Özersay, “Bir şey eksik ve asıl önemli olan da odur. Kurucu devletlerin içerisinde diğer kurucu devletten gelecek vatandaş sayısına sınırlama koyulmalıdır. Bu Annan planında vardı ancak EDEK Başkanı tarafından açıklanan metinde bu yoktur. Bu eksiklik çok önemlidir. İki kesimliliğin nüfus bağlamında sarih çoğunluğunu güvence altına alırsanız eğer vatandaşlara farklı siyasi hak kullanma düzenlemesi yapabilirsiniz. Aksi halde bu şekilde düzenleme aleyhimize sonuçlanır” uyarılarında bulundu.

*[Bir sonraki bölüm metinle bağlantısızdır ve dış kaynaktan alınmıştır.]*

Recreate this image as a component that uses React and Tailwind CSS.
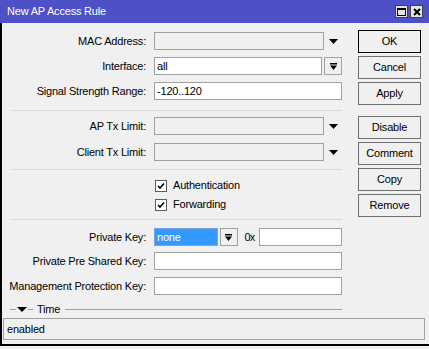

“Masaya rakam konulursa şerh düşülmeli”
Söz konusu belgede 114 bin şeklinde verilen bir rakam olduğunu anımsatan Özersay, masaya bir rakam koymanın tehlikelerine de dikkat çekerek, “Tüm vatandaşlarımın birleşik devlet vatandaşı olmasını istiyorum denmesi gerekir. Bunun dışında rakam pazarlığı ciddi bir sıkıntı yaratır. Mesela şu an 220 bin rakamını veriyorsak, bu bugünün rakamıdır denmelidir, çünkü hayat devam ediyor. New York’taki Greentree görüşmelerinde bizden rakam istendiğinde KKTC’nin tüm vatandaşlarının sayısını verdik ve bir şerh düştük. Bu şerh; “Bugünün rakamıdır!” şeklindeydi. Sayın Cumhurbaşkanı “Ben ikide bir de sayı veremem” şeklinde bir açıklama yapması beni endişelendirdi. Hayat devam ediyor, bu şerh her zaman düşülmelidir” ifadelerini kullandı.